Problem requirements – Extract the lines that hold the string "components".

Collected material –
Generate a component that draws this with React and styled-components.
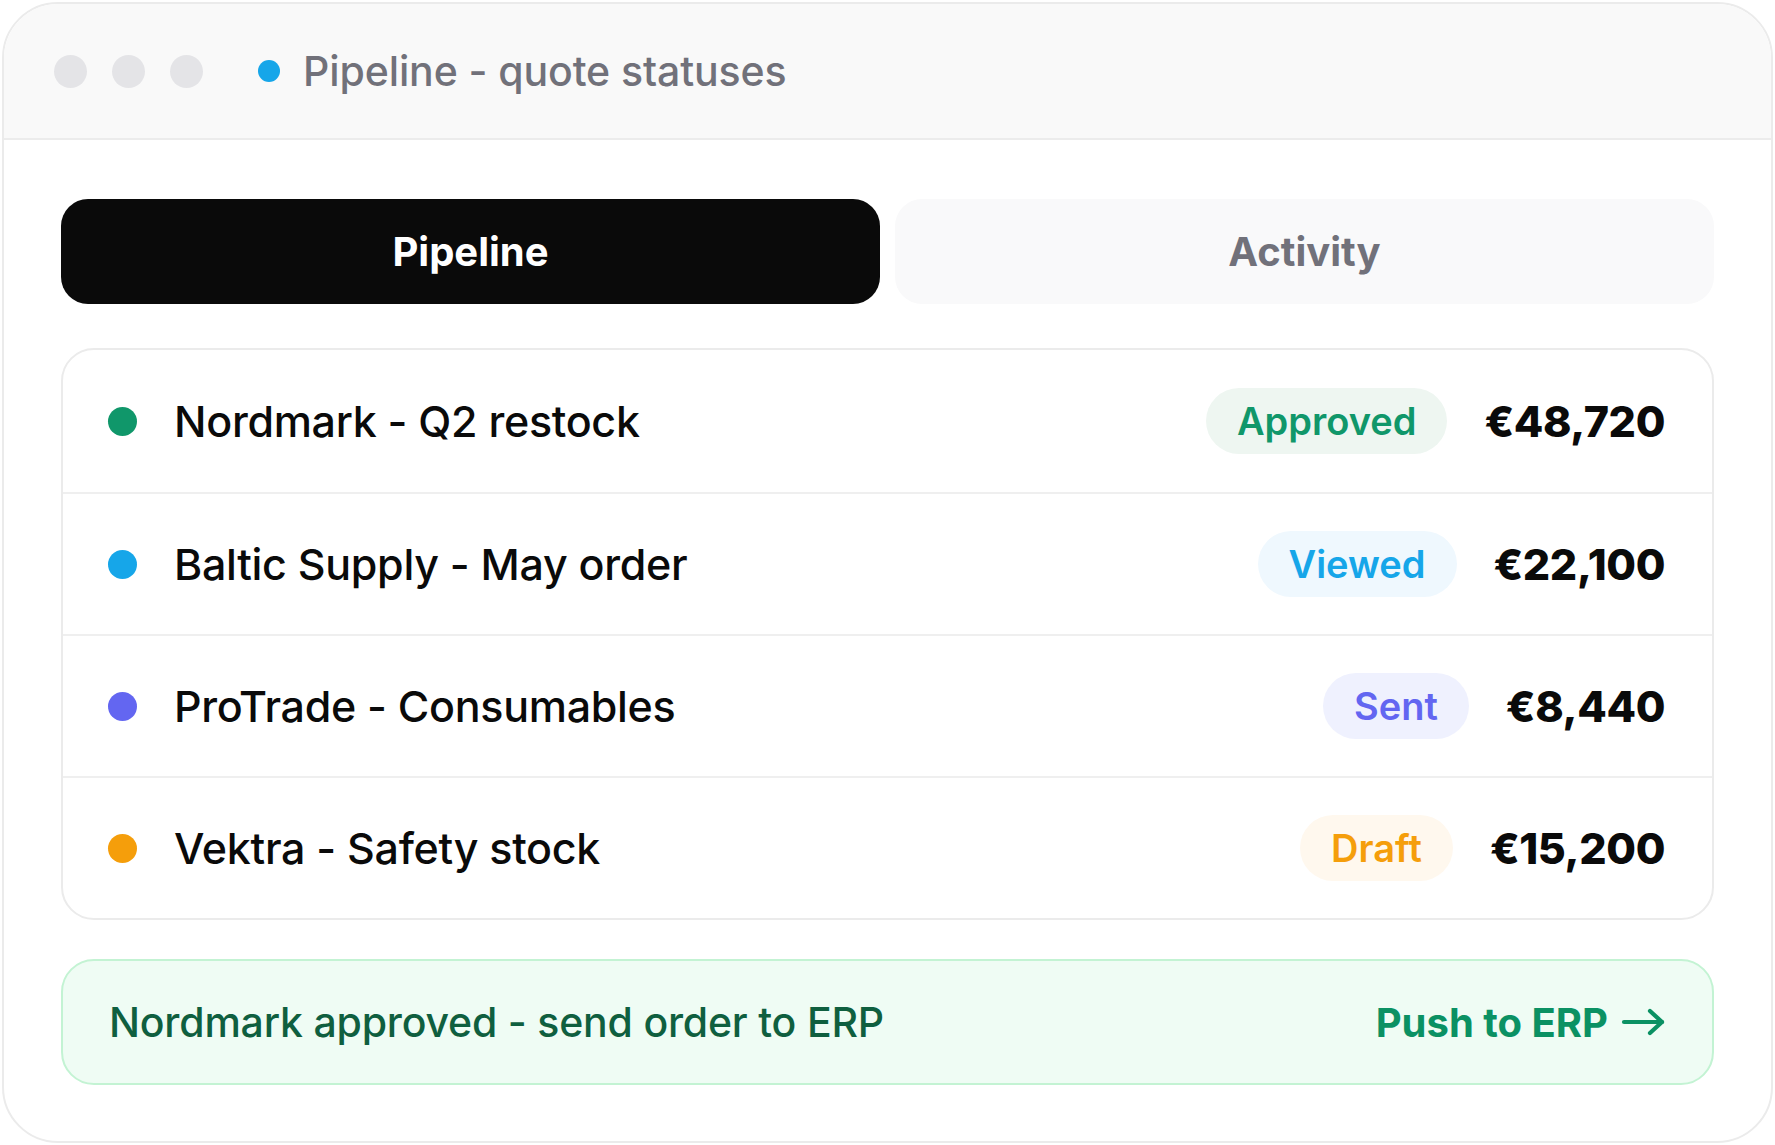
import React from 'react'
import styled, { createGlobalStyle } from 'styled-components'

const GlobalStyle = createGlobalStyle`
	* {
		box-sizing: border-box;
	}
	body {
		margin: 0;
		background: #fff;
		font-family: Inter, 'Noto Sans', 'Liberation Sans', sans-serif;
	}
`

const Window = styled.div`
	margin: 2px;
	height: 1141px;
	border: 2px solid #ebebeb;
	border-radius: 56px;
	background: #fff;
	overflow: hidden;
	display: flex;
	flex-direction: column;
`

const TitleBar = styled.div`
	height: 136px;
	flex-shrink: 0;
	background: #f9f9f9;
	border-bottom: 2px solid #ececec;
	display: flex;
	align-items: center;
	padding-left: 50px;
`

const Lights = styled.div`
	display: flex;
	gap: 25px;
	margin-right: 55px;
`

const Light = styled.span`
	width: 33px;
	height: 33px;
	border-radius: 50%;
	background: #e4e4e7;
`

const Dot = styled.span`
	flex-shrink: 0;
	width: ${({ size }) => size}px;
	height: ${({ size }) => size}px;
	border-radius: 50%;
	background: ${({ color }) => color};
`

const Title = styled.h1`
	margin: 0 0 0 23px;
	font-size: 41px;
	font-weight: 500;
	color: #71717a;
	letter-spacing: -0.1px;
`

const Body = styled.div`
	flex: 1;
	padding: 59px 57px 0;
	display: flex;
	flex-direction: column;
`

const Tabs = styled.div`
	display: grid;
	grid-template-columns: 1fr 1fr;
	gap: 15px;
	margin-bottom: 44px;
`

const Tab = styled.button`
	height: 105px;
	border: none;
	border-radius: 27px;
	font-family: inherit;
	font-size: 40px;
	font-weight: 700;
	background: ${({ active }) => (active ? '#0a0a0a' : '#f9f9fa')};
	color: ${({ active }) => (active ? '#fff' : '#71717a')};
	cursor: pointer;
`

const List = styled.div`
	border: 2px solid #ebebeb;
	border-radius: 33px;
	overflow: hidden;
	margin-bottom: 39px;
`

const Row = styled.div`
	height: 142px;
	display: flex;
	align-items: center;
	padding: 0 47px 0 45px;
	border-top: ${({ first }) => (first ? 'none' : '2px solid #efefef')};
`

const Name = styled.span`
	flex: 1;
	margin-left: 37px;
	font-size: 43px;
	font-weight: 500;
	color: #0a0a0a;
	letter-spacing: -0.3px;
`

const Pill = styled.span`
	height: 66px;
	padding: 0 31px;
	border-radius: 33px;
	display: inline-flex;
	align-items: center;
	font-size: 38px;
	font-weight: 600;
	background: ${({ bg }) => bg};
	color: ${({ fg }) => fg};
`

const Amount = styled.span`
	margin-left: 37px;
	font-size: 43px;
	font-weight: 800;
	color: #0a0a0a;
	letter-spacing: -0.4px;
`

const Banner = styled.div`
	height: 126px;
	border: 2px solid #c3f3d3;
	border-radius: 33px;
	background: #effcf4;
	display: flex;
	align-items: center;
	justify-content: space-between;
	padding: 0 47px 0 46px;
`

const BannerText = styled.span`
	font-size: 41px;
	font-weight: 500;
	color: #0f5f3f;
	letter-spacing: -0.2px;
`

const PushLink = styled.a`
	display: flex;
	align-items: center;
	gap: 13px;
	font-size: 40px;
	font-weight: 700;
	color: #0b9163;
	text-decoration: none;
	cursor: pointer;
`

const quotes = [
	{ name: 'Nordmark - Q2 restock', status: 'Approved', amount: '€48,720', dot: '#10976a', bg: '#eef6f1', fg: '#10976a' },
	{ name: 'Baltic Supply - May order', status: 'Viewed', amount: '€22,100', dot: '#16a6e9', bg: '#eff8fe', fg: '#16a6e9' },
	{ name: 'ProTrade - Consumables', status: 'Sent', amount: '€8,440', dot: '#6366f1', bg: '#eff1fe', fg: '#6366f1' },
	{ name: 'Vektra - Safety stock', status: 'Draft', amount: '€15,200', dot: '#f59e0b', bg: '#fff8ee', fg: '#f59e0b' },
]

const Arrow = () => (
	<svg width='44' height='28' viewBox='0 0 44 28' fill='none' stroke='currentColor' strokeWidth='4.2' strokeLinecap='round' strokeLinejoin='round'>
		<path d='M3 14h38' />
		<path d='M29 3l12 11-12 11' />
	</svg>
)

const App = () => {
	return (
		<>
			<GlobalStyle />
			<Window>
				<TitleBar>
					<Lights>
						<Light />
						<Light />
						<Light />
					</Lights>
					<Dot size={22} color='#16a6e9' />
					<Title>Pipeline - quote statuses</Title>
				</TitleBar>
				<Body>
					<Tabs>
						<Tab active>Pipeline</Tab>
						<Tab>Activity</Tab>
					</Tabs>
					<List>
						{quotes.map((q, index) => (
							<Row key={q.name} first={index === 0}>
								<Dot size={29} color={q.dot} />
								<Name>{q.name}</Name>
								<Pill bg={q.bg} fg={q.fg}>{q.status}</Pill>
								<Amount>{q.amount}</Amount>
							</Row>
						))}
					</List>
					<Banner>
						<BannerText>Nordmark approved - send order to ERP</BannerText>
						<PushLink>
							Push to ERP <Arrow />
						</PushLink>
					</Banner>
				</Body>
			</Window>
		</>
	)
}

export default App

Output of the exercise –
Generate a component that draws this with React and styled-components.
import styled, { createGlobalStyle } from 'styled-components'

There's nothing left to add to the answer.